Single by Daddy Yankee

from the album Prestige
- Released: October 4, 2011 (Digital)
- Genre: Soca; calypso; mambo;
- Length: 3:38
- Label: El Cartel, Sony Music Latin
- Songwriter: Raymond Ayala
- Producers: Musicologo & Menes

Daddy Yankee singles chronology
| "Llegamos a la Disco" (2011) | "Lovumba" (2011) | "Pasarela" (2012) |

= Lovumba =

2011 single by Daddy Yankee

"Lovumba" is the second official single by Puerto Rican reggaeton singer Daddy Yankee from his seventh studio album, Prestige (2012). The single was released digitally on October 4, 2011. The song is a fusion of mambo, soca and dance beats. The name "Lovumba" is a blend of the words Love and Rumba. The song was produced by Musicologo and Menes (Los de La Nazza). A Remix version that featured Daddy Yankee and Don Omar was released on January 7, 2012. Both the single and remix versions are included on Daddy Yankee's album Prestige. The song was nominated for the Latin Grammy Award for Best Urban Song.

==Track listing==
- iTunes digital download
1. "Lovumba (Prestige)" — 3:38
2. "Lovumba (Remix)" (featuring Don Omar) - 3:32
3. "Lovumba (Club Remix)" - 3:50

==Music video==
The music video for Lovumba was recorded in Puerto Rico in December 2011 and was directed by Carlos "Bambam" Martin.
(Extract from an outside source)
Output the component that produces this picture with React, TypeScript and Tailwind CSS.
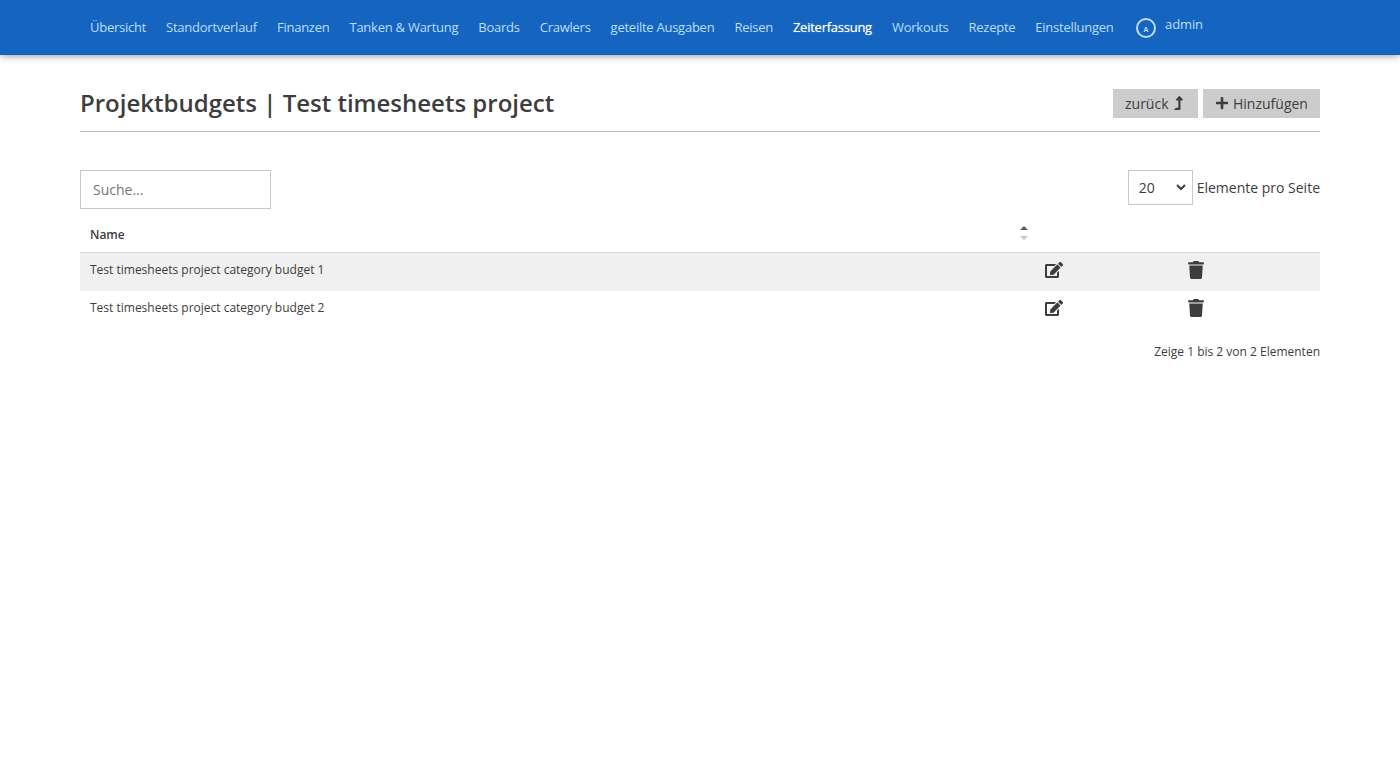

The video was released on January 11, 2012.

==Charts==

===Weekly charts===

| Chart (2012) | Peak position |
|---|---|
| Belgium (Ultratip Bubbling Under Wallonia) | 31 |
| Colombia (National-Report) | 3 |
| Denmark (Tracklisten) | 55 |
| France (SNEP) | 135 |
| Spain (Promusicae) | 33 |
| Spain Digital Song Sales (Billboard) | 4 |
| Mexican Pop Airplay (Billboard) | 49 |
| Switzerland (Schweizer Hitparade) | 56 |
| Peru Airplay (UNIMPRO) | 6 |
| US Bubbling Under Hot 100 (Billboard) | 23 |
| US Latin Rhythm Airplay (Billboard) | 1 |
| US Hot Latin Songs (Billboard) | 1 |
| US Latin Pop Airplay (Billboard) | 1 |
| US Tropical Airplay (Billboard) | 2 |
| Venezuela Top Latino (Record Report) | 9 |

===Year-end charts===

| Chart (2012) | Position |
|---|---|
| US Hot Latin Songs (Billboard) | 7 |

==Certifications==

| Region | Certification | Certified units/sales |
| Italy (FIMI) | Gold | 25,000^{‡} |
| Spain (Promusicae) | Platinum | 60,000^{‡} |
^{‡} Sales+streaming figures based on certification alone.